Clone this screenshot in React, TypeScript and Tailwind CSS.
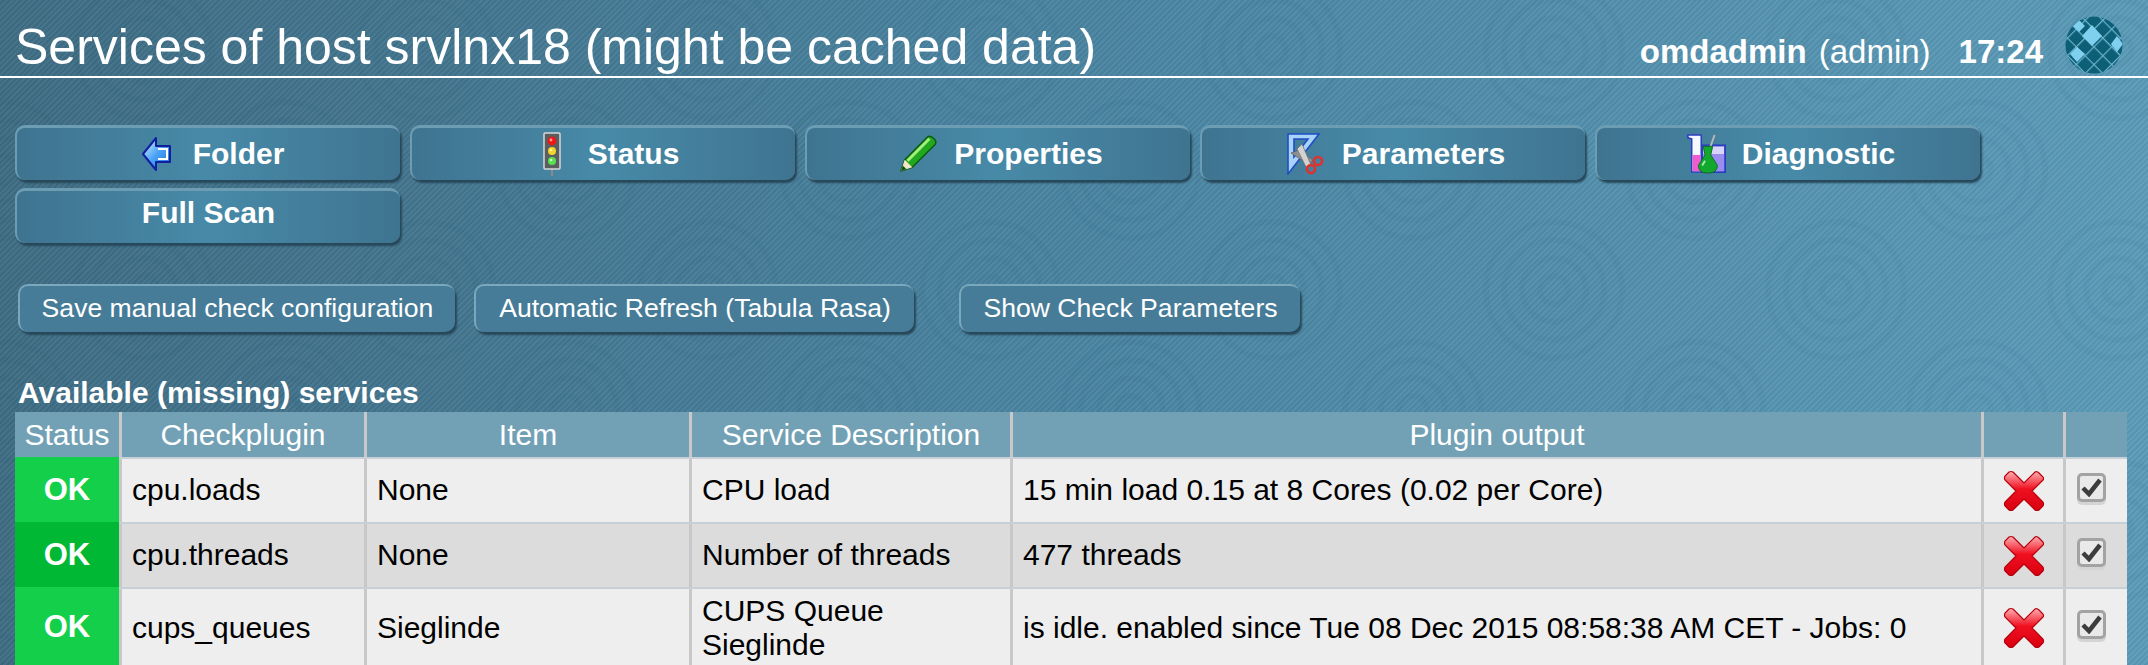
import React from 'react';

const FONT = "font-['Liberation_Sans',Arial,sans-serif]";
const COLS = 'grid-cols-[104px_245px_325px_321px_971px_82px_64px]';

function FolderIcon() {
    return (
        <svg width="31" height="36" viewBox="0 0 31 36">
            <defs>
                <linearGradient id="arrowFill" x1="0" y1="0" x2="1" y2="1">
                    <stop offset="0" stopColor="#e4f2ff" />
                    <stop offset="0.5" stopColor="#4aa3f5" />
                    <stop offset="1" stopColor="#1a6fe0" />
                </linearGradient>
            </defs>
            <path d="M15 2 L2 18 L15 34 L15 26 L29 26 L29 10 L15 10 Z" fill="url(#arrowFill)" stroke="#0f1f9e" strokeWidth="2" strokeLinejoin="round" />
            <path d="M17 13 L26 13 L26 23 L17 23" fill="none" stroke="#ffffff" strokeWidth="2" />
        </svg>
    );
}

function TrafficLightIcon() {
    return (
        <svg width="18" height="44" viewBox="0 0 18 44">
            <rect x="8" y="36" width="2" height="8" fill="#8a8a8a" />
            <rect x="1" y="1" width="16" height="36" rx="1" fill="#5b5e60" stroke="#d8d8d8" strokeWidth="1.5" />
            <circle cx="9" cy="9" r="4.4" fill="#f01616" />
            <circle cx="9" cy="19" r="4" fill="#f2d52a" />
            <circle cx="9" cy="29" r="4" fill="#58e050" />
            <circle cx="8" cy="8" r="1.4" fill="#ff9a9a" />
            <circle cx="8" cy="18" r="1.3" fill="#fff3a8" />
            <circle cx="8" cy="28" r="1.3" fill="#c8ffc0" />
        </svg>
    );
}

function PencilIcon() {
    return (
        <svg width="38" height="38" viewBox="0 0 40 40">
            <path d="M2 38 L6 26 L30 2 Q33 0 37 4 Q40 7 38 10 L14 34 Z" fill="#22a81e" stroke="#0c5a10" strokeWidth="1.5" strokeLinejoin="round" />
            <path d="M9 27 L32 4" stroke="#a5ee7e" strokeWidth="3" />
            <path d="M2 38 L6 26 L14 34 Z" fill="#f3e6c8" />
            <path d="M2 38 L4 32 L8 36 Z" fill="#0c5a10" />
        </svg>
    );
}

function ParametersIcon() {
    return (
        <svg width="38" height="42" viewBox="0 0 38 42">
            <path d="M1 1 L32 1 L1 41 Z M7 6 L7 24 L21 6 Z" fillRule="evenodd" fill="#a9d2fb" stroke="#1d4fc4" strokeWidth="1.6" strokeLinejoin="miter" />
            <path d="M4 20 L22 32 L26 27 L12 17 Z" fill="#8f8f8f" stroke="#5c5c5c" strokeWidth="0.7" />
            <path d="M15 11 L24 32 L19 34 L10 16 Z" fill="#d2d2d2" stroke="#6a6a6a" strokeWidth="0.7" />
            <circle cx="31" cy="28" r="4" fill="none" stroke="#e0312e" strokeWidth="2.6" />
            <circle cx="24" cy="36" r="4" fill="none" stroke="#e0312e" strokeWidth="2.6" />
        </svg>
    );
}

function DiagnosticIcon() {
    return (
        <svg width="40" height="40" viewBox="0 0 42 42">
            <rect x="17" y="12" width="24" height="28" fill="#d9d4fb" stroke="#2b3ec2" strokeWidth="2" />
            <rect x="18" y="21" width="22" height="18" fill="#9b8cf0" />
            <path d="M2 1 L16 1 L16 40 L6 40 L6 5 L2 4 Z" fill="#f4f8ff" stroke="#2b3ec2" strokeWidth="1.6" />
            <rect x="7" y="22" width="8" height="17" fill="#f05cd0" />
            <path d="M30 1 L24 18" stroke="#b8b8b8" strokeWidth="2" />
            <path d="M18 13 L28 13 L26 22 L33 33 Q33 41 23 41 Q13 41 13 33 L20 22 Z" fill="#12a82e" stroke="#0d6a20" strokeWidth="1" />
            <path d="M17 33 L20 28" stroke="#9ceea8" strokeWidth="2" />
        </svg>
    );
}

function DeleteIcon() {
    return (
        <svg width="42" height="42" viewBox="0 0 42 42">
            <defs>
                <linearGradient id="xFill" x1="0" y1="0" x2="0" y2="1">
                    <stop offset="0" stopColor="#ffb0b4" />
                    <stop offset="0.45" stopColor="#f01020" />
                    <stop offset="1" stopColor="#d80010" />
                </linearGradient>
            </defs>
            <path d="M10 2 L21 13 L32 2 Q34 1 36 3 L40 7 Q41 9 40 10 L29 21 L40 32 Q41 34 40 36 L36 40 Q34 41 32 40 L21 29 L10 40 Q8 41 6 40 L2 36 Q1 34 2 32 L13 21 L2 10 Q1 8 2 6 L6 2 Q8 1 10 2 Z" fill="url(#xFill)" stroke="#b4000c" strokeWidth="1.2" />
        </svg>
    );
}

function CheckboxIcon() {
    return (
        <div className="flex h-[29px] w-[29px] items-center justify-center rounded-[5px] border-[3px] border-[#a3a3a3] bg-[#e9e9e9] shadow-[0_3px_0_#d4d4d4]">
            <svg width="21" height="19" viewBox="0 0 21 19">
                <path d="M2 10 L8 16 L19 2" fill="none" stroke="#3c3c3c" strokeWidth="4.5" />
            </svg>
        </div>
    );
}

function Logo() {
    return (
        <svg width="58" height="58" viewBox="0 0 58 58" className="shrink-0">
            <defs>
                <pattern id="logoNet" width="12.5" height="12.5" patternUnits="userSpaceOnUse" patternTransform="translate(29 30) rotate(45)">
                    <rect width="12.5" height="12.5" fill="#0d5f78" />
                    <path d="M0 0 H12.5 M0 0 V12.5" stroke="#6db3cd" strokeWidth="2.4" />
                </pattern>
                <clipPath id="logoClip">
                    <circle cx="29" cy="29" r="28.5" />
                </clipPath>
            </defs>
            <g clipPath="url(#logoClip)">
                <rect width="58" height="58" fill="url(#logoNet)" />
                <path d="M27 9 L37 20 L27 30 L17 20 Z" fill="#7fd0ee" />
                <path d="M12 31 L20 38 L12 46 L5 38 Z" fill="#7fd0ee" />
                <path d="M52 20 L58 28 L52 36 L46 28 Z" fill="#7fd0ee" />
                <path d="M14 4 L20 10 L14 16 L8 10 Z" fill="#7fd0ee" />
            </g>
        </svg>
    );
}

function TabButton({ label, icon }: { label: string; icon?: React.ReactNode }) {
    return (
        <div className={`flex h-[55px] w-[385px] items-center justify-center gap-[12px] rounded-[10px] border-t-[3px] border-l-2 border-t-[#6d9db3] border-l-[#6d9db3] bg-gradient-to-r from-[#3f7490] via-[#478aa8] to-[#3f7490] text-[30px] font-bold text-white shadow-[2px_3px_2px_#27485a] ${icon ? 'pb-[1px]' : 'pb-[10px]'}`}>
            {icon && <div className="flex h-[44px] w-[48px] items-center justify-center">{icon}</div>}
            <span>{label}</span>
        </div>
    );
}

function SmallButton({ label, className }: { label: string; className?: string }) {
    return (
        <div className={`flex h-[48px] items-center justify-center rounded-[10px] border-t-2 border-l-2 border-t-[#7aa8bc] border-l-[#7aa8bc] bg-[#467c98] text-[26.6px] whitespace-nowrap text-white shadow-[2px_3px_2px_#27485a] ${className}`}>
            {label}
        </div>
    );
}

const cellBorder = 'border-l-[3px] border-[#c8c8c8]';
const textCell = `${cellBorder} flex items-center pb-[1px] pl-[10px]`;

function ServiceRow({ plugin, item, description, output, even, height }: {
    plugin: string; item: string; description: React.ReactNode; output: string; even: boolean; height: string;
}) {
    return (
        <div className={`grid ${COLS} border-t-2 border-[#c7d0d6] text-[30px] leading-[34px] text-black ${height} ${even ? 'bg-[#dcdcdc]' : 'bg-[#eeeeee]'}`}>
            <div className={`-mt-[2px] flex items-center justify-center text-[31px] font-bold text-white ${even ? 'bg-[#00b833]' : 'bg-[#14cf49]'}`}>OK</div>
            <div className={textCell}>{plugin}</div>
            <div className={textCell}>{item}</div>
            <div className={textCell}>{description}</div>
            <div className={textCell}>{output}</div>
            <div className={`${cellBorder} flex items-center justify-center`}><DeleteIcon /></div>
            <div className={`${cellBorder} flex items-center pb-[7px] pl-[11px]`}><CheckboxIcon /></div>
        </div>
    );
}

export default function App() {
    const tabs = [
        { label: 'Folder', icon: <FolderIcon /> },
        { label: 'Status', icon: <TrafficLightIcon /> },
        { label: 'Properties', icon: <PencilIcon /> },
        { label: 'Parameters', icon: <ParametersIcon /> },
        { label: 'Diagnostic', icon: <DiagnosticIcon /> },
    ];
    const headers = ['Status', 'Checkplugin', 'Item', 'Service Description', 'Plugin output', '', ''];

    return (
        <div className={`relative h-[665px] w-[2148px] overflow-hidden bg-gradient-to-r from-[#3f6d84] via-[#4a84a1] to-[#5b9bb8] ${FONT}`}>
            {/* diagonal weave and ripples of the page background */}
            <div className="pointer-events-none absolute inset-0 bg-[repeating-linear-gradient(135deg,rgba(255,255,255,0.04)_0px,rgba(255,255,255,0.04)_2px,rgba(0,0,0,0.04)_2px,rgba(0,0,0,0.04)_4px)]" />
            <svg className="pointer-events-none absolute inset-0" width="2148" height="665">
                <defs>
                    <pattern id="ripples" x="3" y="170" width="282" height="240" patternUnits="userSpaceOnUse">
                        {[[141, 120], [0, 0], [282, 0], [0, 240], [282, 240]].map(([cx, cy]) =>
                            [14, 32, 50, 68].map((r) => (
                                <circle key={`${cx}-${cy}-${r}`} cx={cx} cy={cy} r={r} fill="none" stroke="#0d3a50" strokeOpacity="0.035" strokeWidth="6" />
                            ))
                        )}
                    </pattern>
                </defs>
                <rect width="2148" height="665" fill="url(#ripples)" />
            </svg>

            <div className="relative">
                <header className="flex h-[78px] items-end justify-between border-b-2 border-white pr-[25px] pl-[15px] text-white">
                    <h1 className="text-[50px] leading-[58px] font-normal">Services of host srvlnx18 (might be cached data)</h1>
                    <div className="flex items-center gap-[22px]">
                        <div className="flex items-center gap-[28px] pt-[15px] text-[33px]">
                            <span><b>omdadmin</b> <span className="ml-[3px] font-normal">(admin)</span></span>
                            <b>17:24</b>
                        </div>
                        <div className="-mb-[3px]"><Logo /></div>
                    </div>
                </header>

                <div className="mt-[47px] flex flex-wrap gap-x-[10px] gap-y-[8px] pl-[15px]">
                    {tabs.map((tab) => (
                        <TabButton key={tab.label} label={tab.label} icon={tab.icon} />
                    ))}
                    <TabButton label="Full Scan" />
                </div>

                <div className="mt-[41px] flex pl-[18px]">
                    <SmallButton label="Save manual check configuration" className="w-[437px]" />
                    <SmallButton label="Automatic Refresh (Tabula Rasa)" className="ml-[19px] w-[440px]" />
                    <SmallButton label="Show Check Parameters" className="ml-[45px] w-[341px]" />
                </div>

                <h2 className="mt-[44px] mb-[3px] pl-[18px] text-[30px] leading-[33px] font-bold text-white">Available (missing) services</h2>

                <div className="ml-[15px] w-[2112px]">
                    <div className={`grid h-[45px] ${COLS} bg-[#72a1b6] text-[30px] text-white`}>
                        {headers.map((header, i) => (
                            <div key={i} className={`flex items-center justify-center ${i > 0 ? cellBorder : ''}`}>{header}</div>
                        ))}
                    </div>
                    <ServiceRow plugin="cpu.loads" item="None" description="CPU load" output="15 min load 0.15 at 8 Cores (0.02 per Core)" even={false} height="h-[65px]" />
                    <ServiceRow plugin="cpu.threads" item="None" description="Number of threads" output="477 threads" even height="h-[65px]" />
                    <ServiceRow plugin="cups_queues" item="Sieglinde" description={<span>CUPS Queue<br />Sieglinde</span>} output="is idle. enabled since Tue 08 Dec 2015 08:58:38 AM CET - Jobs: 0" even={false} height="h-[80px]" />
                </div>
            </div>
        </div>
    );
}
*-*-*
> _Exercise task_:
Whenever "React" turns up in a line, pick that line out.

> _Result of this task_:
Clone this screenshot in React, TypeScript and Tailwind CSS.
import React from 'react';
function TabButton({ label, icon }: { label: string; icon?: React.ReactNode }) {
    plugin: string; item: string; description: React.ReactNode; output: string; even: boolean; height: string;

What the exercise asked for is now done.